The Architecture & Design Film Festival (ADFF) will return to New York this fall for its 11th season. ADFF:NY is the festival’s anchor event that takes place annually during Archtober – New York City’s Architecture & Design month.
The festival will kick off on Wednesday night, with the US premiere of The New Bauhaus, a film exploring the artistic practice and legacy of Bauhaus master László Moholy-Nagy and his critical role in bringing modern design to America.
The festival will also include more than 25 other films that highlight important political and socio-economic issues like housing injustice and immigration as well as celebrate the prolific lives of trailblazing architects like Denise Scott Brown, Mario Botta, and Bruce Goff.
In addition, filmgoers can expect director Q&As, panel discussions with high-profile speakers like architect Phyllis Lambert and interactive installations, that will all amount to a massive and important moment to educate, entertain, and engage all types of people who are excited about architecture and design. The festival will then head to Vancouver and Toronto for the first time, followed by DC, LA and New Orleans with other satellite events throughout the year.
“We are thrilled to introduce so many incredible films into the U.S. this year,” notes ADFF Founder & Director, Kyle Bergman. “The lineup contains many films that stray beyond the traditional boundaries of architecture and design, and tread into the realms of politics, global health and inequality. It’s so important to address these topics today and to do so through a design-focused lens.”

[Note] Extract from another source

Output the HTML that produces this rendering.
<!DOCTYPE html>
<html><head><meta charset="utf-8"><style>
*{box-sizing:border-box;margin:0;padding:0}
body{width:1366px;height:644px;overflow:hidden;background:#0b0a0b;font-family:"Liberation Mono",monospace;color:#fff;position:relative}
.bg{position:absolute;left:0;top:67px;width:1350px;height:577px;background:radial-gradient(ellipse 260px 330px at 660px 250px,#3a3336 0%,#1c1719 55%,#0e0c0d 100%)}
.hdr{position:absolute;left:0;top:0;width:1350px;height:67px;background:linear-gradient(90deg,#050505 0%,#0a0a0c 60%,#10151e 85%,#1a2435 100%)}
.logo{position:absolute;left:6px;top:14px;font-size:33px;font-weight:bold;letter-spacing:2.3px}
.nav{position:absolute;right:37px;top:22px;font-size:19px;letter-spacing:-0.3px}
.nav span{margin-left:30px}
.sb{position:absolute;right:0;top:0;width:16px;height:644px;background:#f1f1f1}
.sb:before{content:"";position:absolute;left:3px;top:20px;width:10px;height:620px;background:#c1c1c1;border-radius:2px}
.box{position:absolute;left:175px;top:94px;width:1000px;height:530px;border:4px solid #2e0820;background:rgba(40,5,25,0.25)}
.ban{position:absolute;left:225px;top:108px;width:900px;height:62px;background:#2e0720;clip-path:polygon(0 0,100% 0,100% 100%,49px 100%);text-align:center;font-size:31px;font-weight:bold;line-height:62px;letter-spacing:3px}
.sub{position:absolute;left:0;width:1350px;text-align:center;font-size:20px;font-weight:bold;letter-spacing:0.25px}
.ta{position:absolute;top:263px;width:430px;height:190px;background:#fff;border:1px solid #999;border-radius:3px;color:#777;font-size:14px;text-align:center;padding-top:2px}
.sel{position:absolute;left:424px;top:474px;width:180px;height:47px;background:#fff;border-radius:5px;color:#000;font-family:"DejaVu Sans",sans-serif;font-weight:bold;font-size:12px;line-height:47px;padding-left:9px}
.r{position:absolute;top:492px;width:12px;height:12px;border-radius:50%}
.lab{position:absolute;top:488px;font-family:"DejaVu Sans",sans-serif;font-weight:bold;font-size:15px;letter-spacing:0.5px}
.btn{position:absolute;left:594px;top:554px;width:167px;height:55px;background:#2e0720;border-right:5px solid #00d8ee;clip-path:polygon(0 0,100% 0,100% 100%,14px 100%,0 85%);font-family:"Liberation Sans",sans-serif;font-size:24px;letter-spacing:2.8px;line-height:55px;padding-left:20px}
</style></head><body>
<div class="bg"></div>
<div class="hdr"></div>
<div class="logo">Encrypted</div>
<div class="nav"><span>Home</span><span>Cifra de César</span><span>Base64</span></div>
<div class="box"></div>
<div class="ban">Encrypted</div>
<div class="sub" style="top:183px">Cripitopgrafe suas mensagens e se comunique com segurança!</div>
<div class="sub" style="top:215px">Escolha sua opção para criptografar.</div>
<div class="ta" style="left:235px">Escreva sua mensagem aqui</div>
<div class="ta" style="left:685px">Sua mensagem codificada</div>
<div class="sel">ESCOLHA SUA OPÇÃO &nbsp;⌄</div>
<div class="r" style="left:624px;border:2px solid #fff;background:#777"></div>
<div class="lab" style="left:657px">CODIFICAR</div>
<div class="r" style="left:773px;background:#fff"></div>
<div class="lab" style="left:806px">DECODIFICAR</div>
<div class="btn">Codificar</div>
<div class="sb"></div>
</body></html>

A few of the film highlights for this year’s ADFF:NY include:
The New Bauhaus (Opening Night Film & US Premiere) – Directed by Alysa Nahmias, this film centers around the creative and controversial genius, László Moholy-Nagy, who brought the Bauhaus movement to America and founded the New Bauhaus school in Chicago. Often called “mechanistic,” “appalling,” and “anti-humanist,” Moholy-Nagy was a design renegade, whose teachings influenced many of the artists and designers who would go on to define the second half of the 20th century.

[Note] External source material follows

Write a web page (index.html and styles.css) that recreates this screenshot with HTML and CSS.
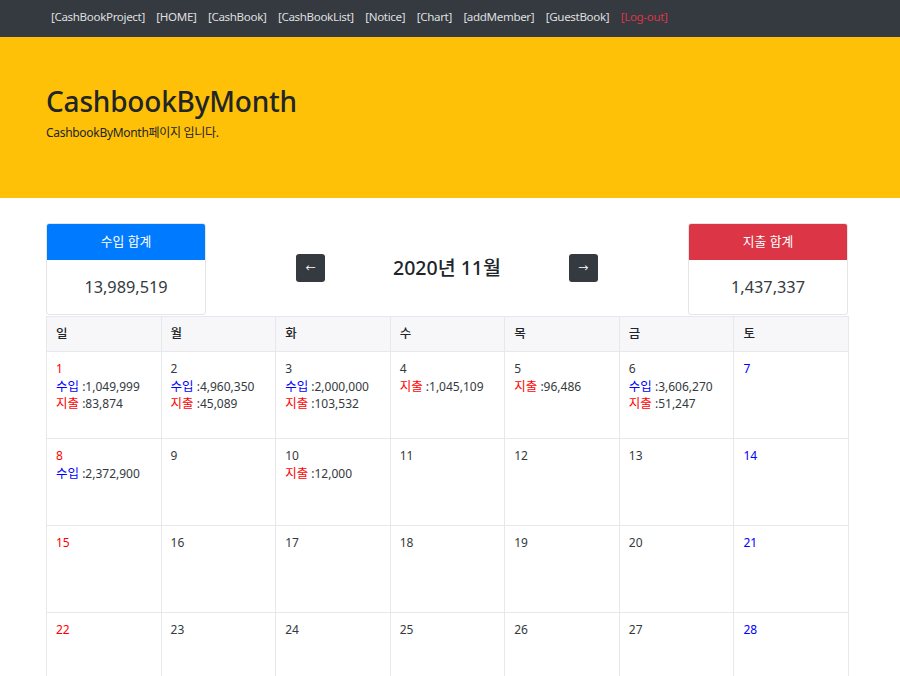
FILE: index.html
```html
<!DOCTYPE html>
<html lang="ko">
<head>
<meta charset="utf-8">
<title>CashbookByMonth</title>
<link rel="stylesheet" href="styles.css">
</head>
<body>
<nav class="navbar">
  <a class="nav-link" href="#">[CashBookProject]</a>
  <a class="nav-link" href="#">[HOME]</a>
  <a class="nav-link" href="#">[CashBook]</a>
  <a class="nav-link" href="#">[CashBookList]</a>
  <a class="nav-link" href="#">[Notice]</a>
  <a class="nav-link" href="#">[Chart]</a>
  <a class="nav-link" href="#">[addMember]</a>
  <a class="nav-link" href="#">[GuestBook]</a>
  <a class="nav-link logout" href="#">[Log-out]</a>
</nav>
<header class="jumbotron">
  <h1 class="title">CashbookByMonth</h1>
  <p class="lead">CashbookByMonth페이지 입니다.</p>
</header>
<main class="container">
  <div class="summary">
    <div class="card">
      <div class="card-header income">수입 합계</div>
      <div class="card-body">13,989,519</div>
    </div>
    <div class="month-nav">
      <a class="btn" href="#">←</a>
      <h3 class="month">2020년 11월</h3>
      <a class="btn" href="#">→</a>
    </div>
    <div class="card">
      <div class="card-header expense">지출 합계</div>
      <div class="card-body">1,437,337</div>
    </div>
  </div>
  <table class="calendar">
    <thead>
      <tr><th>일</th><th>월</th><th>화</th><th>수</th><th>목</th><th>금</th><th>토</th></tr>
    </thead>
    <tbody>
      <tr>
        <td><div class="sun">1</div><div><span class="in">수입</span> :1,049,999</div><div><span class="out">지출</span> :83,874</div></td>
        <td><div>2</div><div><span class="in">수입</span> :4,960,350</div><div><span class="out">지출</span> :45,089</div></td>
        <td><div>3</div><div><span class="in">수입</span> :2,000,000</div><div><span class="out">지출</span> :103,532</div></td>
        <td><div>4</div><div><span class="out">지출</span> :1,045,109</div></td>
        <td><div>5</div><div><span class="out">지출</span> :96,486</div></td>
        <td><div>6</div><div><span class="in">수입</span> :3,606,270</div><div><span class="out">지출</span> :51,247</div></td>
        <td><div class="sat">7</div></td>
      </tr>
      <tr>
        <td><div class="sun">8</div><div><span class="in">수입</span> :2,372,900</div></td>
        <td><div>9</div></td>
        <td><div>10</div><div><span class="out">지출</span> :12,000</div></td>
        <td><div>11</div></td>
        <td><div>12</div></td>
        <td><div>13</div></td>
        <td><div class="sat">14</div></td>
      </tr>
      <tr>
        <td><div class="sun">15</div></td>
        <td><div>16</div></td>
        <td><div>17</div></td>
        <td><div>18</div></td>
        <td><div>19</div></td>
        <td><div>20</div></td>
        <td><div class="sat">21</div></td>
      </tr>
      <tr>
        <td><div class="sun">22</div></td>
        <td><div>23</div></td>
        <td><div>24</div></td>
        <td><div>25</div></td>
        <td><div>26</div></td>
        <td><div>27</div></td>
        <td><div class="sat">28</div></td>
      </tr>
    </tbody>
  </table>
</main>
</body>
</html>
```
FILE: styles.css
```css
* { box-sizing: border-box; }
body {
  margin: 0;
  font-family: "Noto Sans", "Noto Sans CJK KR", sans-serif;
  font-size: 12.8px;
  line-height: 1.4;
  color: #212529;
  background: #fff;
}
a { text-decoration: none; }
.navbar {
  background: #343a40;
  height: 37px;
  display: flex;
  align-items: center;
  padding: 0 0 2px 51px;
  gap: 11.5px;
}
.nav-link {
  color: rgba(255,255,255,.85);
  font-size: 11.6px;
  letter-spacing: -0.35px;
}
.nav-link.logout { color: #dc3545; }
.jumbotron {
  background: #ffc107;
  height: 161px;
  padding: 48px 46px 0;
}
.title {
  margin: 0;
  font-size: 28px;
  font-weight: 500;
  line-height: 1.2;
  letter-spacing: -0.2px;
}
.lead {
  margin: 6px 0 0;
  font-size: 12px;
  letter-spacing: -0.3px;
}
.container {
  padding: 25px 52px 0 46px;
}
.summary {
  display: flex;
  align-items: flex-start;
  height: 93px;
}
.card {
  width: 160px;
  border: 1px solid rgba(0,0,0,.1);
  border-radius: 3px;
  overflow: hidden;
}
.card-header {
  height: 36px;
  color: #fff;
  display: flex;
  align-items: center;
  justify-content: center;
  font-size: 12.8px;
}
.card-header.income { background: #007bff; }
.card-header.expense { background: #dc3545; }
.card-body {
  height: 54px;
  display: flex;
  align-items: center;
  justify-content: center;
  font-size: 16.3px;
  color: #343a40;
}
.month-nav {
  flex: 1;
  display: flex;
  align-items: center;
  justify-content: center;
  gap: 68px;
  padding-top: 31px;
}
.btn {
  width: 29px;
  height: 28px;
  background: #343a40;
  color: #fff;
  border-radius: 3px;
  display: flex;
  align-items: center;
  justify-content: center;
  font-size: 10px;
}
.month {
  margin: 0;
  font-size: 19.5px;
  font-weight: 500;
  line-height: 1.2;
}
.calendar {
  width: 803px;
  border-collapse: collapse;
  table-layout: fixed;
}
.calendar th, .calendar td {
  border: 1px solid #e6e8eb;
  text-align: left;
  vertical-align: top;
}
.calendar th {
  background: #f7f7f9;
  height: 35px;
  padding: 0 9px;
  vertical-align: middle;
  font-weight: 500;
  font-size: 12.5px;
}
.calendar td {
  height: 87px;
  padding: 8px 9px 0;
  font-size: 12px;
  line-height: 17.5px;
  color: #343a40;
}
.sun { color: #ff0000; }
.sat { color: #0000ff; }
.in { color: #0000ff; font-size: 12.5px; }
.out { color: #ff0000; font-size: 12.5px; }
```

City Dreamers (Closing Night Film & U.S. Premiere) – Phyllis Lambert, Blanche Lemco van Ginkel, Cornelia Hahn Oberlander and Denise Scott Brown are four trailblazing architects who became accustomed to being the only woman in the room. Through original interviews, archival material and stunning cinematography, documentary filmmaker Joseph Hillel uncovers how each of these strong, independent thinkers has shaped the cities we live and work in.
Gateways to New York (U.S. Premiere) – Director Martin Witz tells the story about the great Swiss structural engineer Othmar H. Ammann, who emigrated to New York in 1904 and whose work (including the George Washington, Bayonne, Triborough, Bronx Whitestone, Throgs Neck and Verrazano-Narrows bridges) redefined the art of bridge building in America during the steady acceleration of 20th century America.

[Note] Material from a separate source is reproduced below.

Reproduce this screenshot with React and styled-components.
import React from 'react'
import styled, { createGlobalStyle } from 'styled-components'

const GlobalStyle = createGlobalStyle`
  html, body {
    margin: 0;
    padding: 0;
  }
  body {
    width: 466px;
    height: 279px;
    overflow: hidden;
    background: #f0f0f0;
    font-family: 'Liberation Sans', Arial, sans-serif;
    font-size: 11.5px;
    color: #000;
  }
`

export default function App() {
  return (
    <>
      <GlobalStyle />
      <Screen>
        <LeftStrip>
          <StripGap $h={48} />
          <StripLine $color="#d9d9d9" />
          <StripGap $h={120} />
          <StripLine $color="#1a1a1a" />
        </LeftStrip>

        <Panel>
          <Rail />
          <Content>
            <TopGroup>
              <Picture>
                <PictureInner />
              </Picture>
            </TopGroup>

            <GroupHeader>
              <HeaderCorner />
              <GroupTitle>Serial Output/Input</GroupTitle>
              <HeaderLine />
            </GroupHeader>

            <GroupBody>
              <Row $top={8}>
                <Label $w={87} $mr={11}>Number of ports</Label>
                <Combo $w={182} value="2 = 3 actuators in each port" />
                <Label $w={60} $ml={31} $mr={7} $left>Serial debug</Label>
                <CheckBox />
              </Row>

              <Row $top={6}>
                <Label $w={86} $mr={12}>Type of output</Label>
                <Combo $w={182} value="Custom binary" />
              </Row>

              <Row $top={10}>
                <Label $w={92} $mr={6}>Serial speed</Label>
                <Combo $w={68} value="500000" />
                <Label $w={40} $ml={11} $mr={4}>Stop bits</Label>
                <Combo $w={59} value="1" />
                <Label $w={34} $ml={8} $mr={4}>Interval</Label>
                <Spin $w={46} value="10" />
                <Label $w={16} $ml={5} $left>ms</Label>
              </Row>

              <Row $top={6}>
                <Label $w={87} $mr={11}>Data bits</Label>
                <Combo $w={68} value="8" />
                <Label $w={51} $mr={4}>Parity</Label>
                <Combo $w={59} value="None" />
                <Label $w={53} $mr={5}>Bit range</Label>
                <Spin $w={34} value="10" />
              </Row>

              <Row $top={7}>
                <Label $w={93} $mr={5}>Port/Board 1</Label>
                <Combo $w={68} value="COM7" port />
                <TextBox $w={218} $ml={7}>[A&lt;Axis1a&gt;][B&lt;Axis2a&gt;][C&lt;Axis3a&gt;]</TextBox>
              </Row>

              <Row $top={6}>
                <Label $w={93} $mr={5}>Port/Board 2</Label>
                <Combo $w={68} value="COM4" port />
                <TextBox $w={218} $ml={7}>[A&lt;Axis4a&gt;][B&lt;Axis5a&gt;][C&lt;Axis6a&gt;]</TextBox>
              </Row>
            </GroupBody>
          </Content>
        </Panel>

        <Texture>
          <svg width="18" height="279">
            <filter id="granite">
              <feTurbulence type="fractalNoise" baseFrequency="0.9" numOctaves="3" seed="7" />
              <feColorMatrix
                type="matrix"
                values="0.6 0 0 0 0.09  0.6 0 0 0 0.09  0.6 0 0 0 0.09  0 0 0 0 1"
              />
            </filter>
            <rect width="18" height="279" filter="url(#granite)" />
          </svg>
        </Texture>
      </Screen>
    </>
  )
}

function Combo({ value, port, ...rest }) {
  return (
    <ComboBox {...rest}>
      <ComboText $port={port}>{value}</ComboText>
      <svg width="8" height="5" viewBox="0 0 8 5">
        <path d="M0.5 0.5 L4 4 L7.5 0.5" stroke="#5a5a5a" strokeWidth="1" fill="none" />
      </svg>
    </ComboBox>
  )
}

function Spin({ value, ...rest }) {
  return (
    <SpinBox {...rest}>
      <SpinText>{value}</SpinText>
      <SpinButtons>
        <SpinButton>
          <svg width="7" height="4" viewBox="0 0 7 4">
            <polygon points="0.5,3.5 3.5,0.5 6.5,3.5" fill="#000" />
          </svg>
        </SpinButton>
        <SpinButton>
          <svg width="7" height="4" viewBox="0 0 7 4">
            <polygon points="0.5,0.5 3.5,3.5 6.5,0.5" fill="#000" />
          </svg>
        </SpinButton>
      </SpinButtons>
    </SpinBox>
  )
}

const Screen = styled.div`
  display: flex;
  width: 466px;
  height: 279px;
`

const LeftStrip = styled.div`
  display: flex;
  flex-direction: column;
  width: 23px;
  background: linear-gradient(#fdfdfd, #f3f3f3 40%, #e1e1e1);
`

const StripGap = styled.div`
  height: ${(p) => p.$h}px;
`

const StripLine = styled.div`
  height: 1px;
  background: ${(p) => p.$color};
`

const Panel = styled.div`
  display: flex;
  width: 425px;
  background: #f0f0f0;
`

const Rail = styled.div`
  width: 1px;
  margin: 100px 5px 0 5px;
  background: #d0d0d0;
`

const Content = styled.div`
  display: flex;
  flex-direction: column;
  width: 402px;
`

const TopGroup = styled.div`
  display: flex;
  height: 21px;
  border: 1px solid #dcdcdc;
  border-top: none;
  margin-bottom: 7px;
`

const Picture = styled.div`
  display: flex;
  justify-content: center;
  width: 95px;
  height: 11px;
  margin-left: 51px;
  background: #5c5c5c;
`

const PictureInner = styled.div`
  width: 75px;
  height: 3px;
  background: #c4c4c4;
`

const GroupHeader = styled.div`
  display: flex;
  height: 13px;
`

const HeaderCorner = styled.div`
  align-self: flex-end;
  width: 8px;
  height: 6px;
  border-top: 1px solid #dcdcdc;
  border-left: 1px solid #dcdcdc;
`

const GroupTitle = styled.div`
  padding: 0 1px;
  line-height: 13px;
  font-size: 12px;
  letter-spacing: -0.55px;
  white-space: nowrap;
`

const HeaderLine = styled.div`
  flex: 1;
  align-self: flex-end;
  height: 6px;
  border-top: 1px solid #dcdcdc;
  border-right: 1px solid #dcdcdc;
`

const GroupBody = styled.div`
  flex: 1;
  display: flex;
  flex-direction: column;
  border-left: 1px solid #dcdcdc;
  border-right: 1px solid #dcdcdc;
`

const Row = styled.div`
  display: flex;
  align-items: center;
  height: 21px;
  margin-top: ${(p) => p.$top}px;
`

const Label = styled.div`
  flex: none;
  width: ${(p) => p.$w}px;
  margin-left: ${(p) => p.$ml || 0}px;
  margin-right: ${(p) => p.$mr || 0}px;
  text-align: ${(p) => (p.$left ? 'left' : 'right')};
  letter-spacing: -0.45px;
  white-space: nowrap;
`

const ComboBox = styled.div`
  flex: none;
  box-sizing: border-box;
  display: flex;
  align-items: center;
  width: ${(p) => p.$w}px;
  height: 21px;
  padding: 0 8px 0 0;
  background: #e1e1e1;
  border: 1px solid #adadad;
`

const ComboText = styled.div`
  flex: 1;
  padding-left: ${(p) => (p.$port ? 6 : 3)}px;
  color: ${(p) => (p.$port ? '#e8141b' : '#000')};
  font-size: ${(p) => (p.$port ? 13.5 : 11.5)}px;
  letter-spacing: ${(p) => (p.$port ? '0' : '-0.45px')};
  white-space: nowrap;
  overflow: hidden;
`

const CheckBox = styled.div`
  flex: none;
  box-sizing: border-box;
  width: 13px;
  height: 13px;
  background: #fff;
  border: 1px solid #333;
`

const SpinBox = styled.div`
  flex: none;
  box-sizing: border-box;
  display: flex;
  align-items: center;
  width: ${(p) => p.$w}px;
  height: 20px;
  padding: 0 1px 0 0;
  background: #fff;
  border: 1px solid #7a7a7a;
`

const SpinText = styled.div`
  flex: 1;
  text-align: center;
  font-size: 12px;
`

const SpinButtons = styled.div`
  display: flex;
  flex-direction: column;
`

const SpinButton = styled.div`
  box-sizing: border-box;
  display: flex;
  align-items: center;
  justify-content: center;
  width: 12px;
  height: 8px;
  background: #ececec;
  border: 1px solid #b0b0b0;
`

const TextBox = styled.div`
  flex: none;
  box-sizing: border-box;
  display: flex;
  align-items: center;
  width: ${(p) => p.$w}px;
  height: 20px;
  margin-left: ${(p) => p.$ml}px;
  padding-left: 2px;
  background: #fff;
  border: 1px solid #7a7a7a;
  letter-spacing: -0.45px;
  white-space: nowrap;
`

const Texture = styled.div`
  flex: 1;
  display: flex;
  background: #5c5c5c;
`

PUSH (U.S. Premiere) – Housing prices are skyrocketing in cities around the world while incomes are not. PUSH, directed by Fredrik Gertten, sheds light on a new kind of faceless landlord, our increasingly unlivable cities, and an escalating crisis that has an effect on us all. This is not gentrification, it’s a different kind of monster. The film follows Leilani Farha, the UN Special Rapporteur on Adequate Housing, as she travels the globe, trying to understand who’s being pushed out of the city and why. Leilani Farha will be present during the screening of the film on October 17 and will be available for a Q&A following.
A Poetics of Living (NY Premiere) – On the shore of the Pacific Ocean in Chile, a young architect, who narrates this contemplative film, returns to the landscapes that are close to her heart. She guides us on an architectural exploration of Ciudad Abierta (The Open City) to reveal a collaboration of architects and artists where habitable space becomes poetic concept.
The Human Shelter (NY Premiere) – The film is an epic, poetic journey investigating how we, as human beings, design and build our homes. Director Boris Bertran explores the concept of “home,” and how humans express themselves creatively within that sacred space, whether it’s a lagoon settlement in Lagos, a refugee camp in Iraq or a six square-meter dwelling in Tokyo.
Masters of Modern Design (NY Premiere) – From the hand-drawn typeface on the cover of The Godfather to Herman Miller’s biomorphic coffee table, the work of Japanese American designers including Ruth Asawa, George Nakashima, Isamu Noguchi, S. Neil Fujita, and Gyo Obata permeated postwar culture. Akira Boch’s film explores the less-discussed side of these second generation Japanese American artists’ pasts: how their World War II incarceration—a period of intense hardship and discrimination—had a powerful effect on their lives and art.
The full film lineup for ADFF:NY will be announced September 5 and tickets will go on sale September 16.
Additionally, ADFF’s Short Films Walk (SFW:NY) will take place on October 2, two weeks leading up to the anchor festival. A crowd favorite for the past five years and now onto its 6th season, SFW:NY brings crowds of ADFF fans to SoHo’s Design District, where attendees move from showroom to showroom while sipping drinks and viewing site-specific short films curated by ADFF.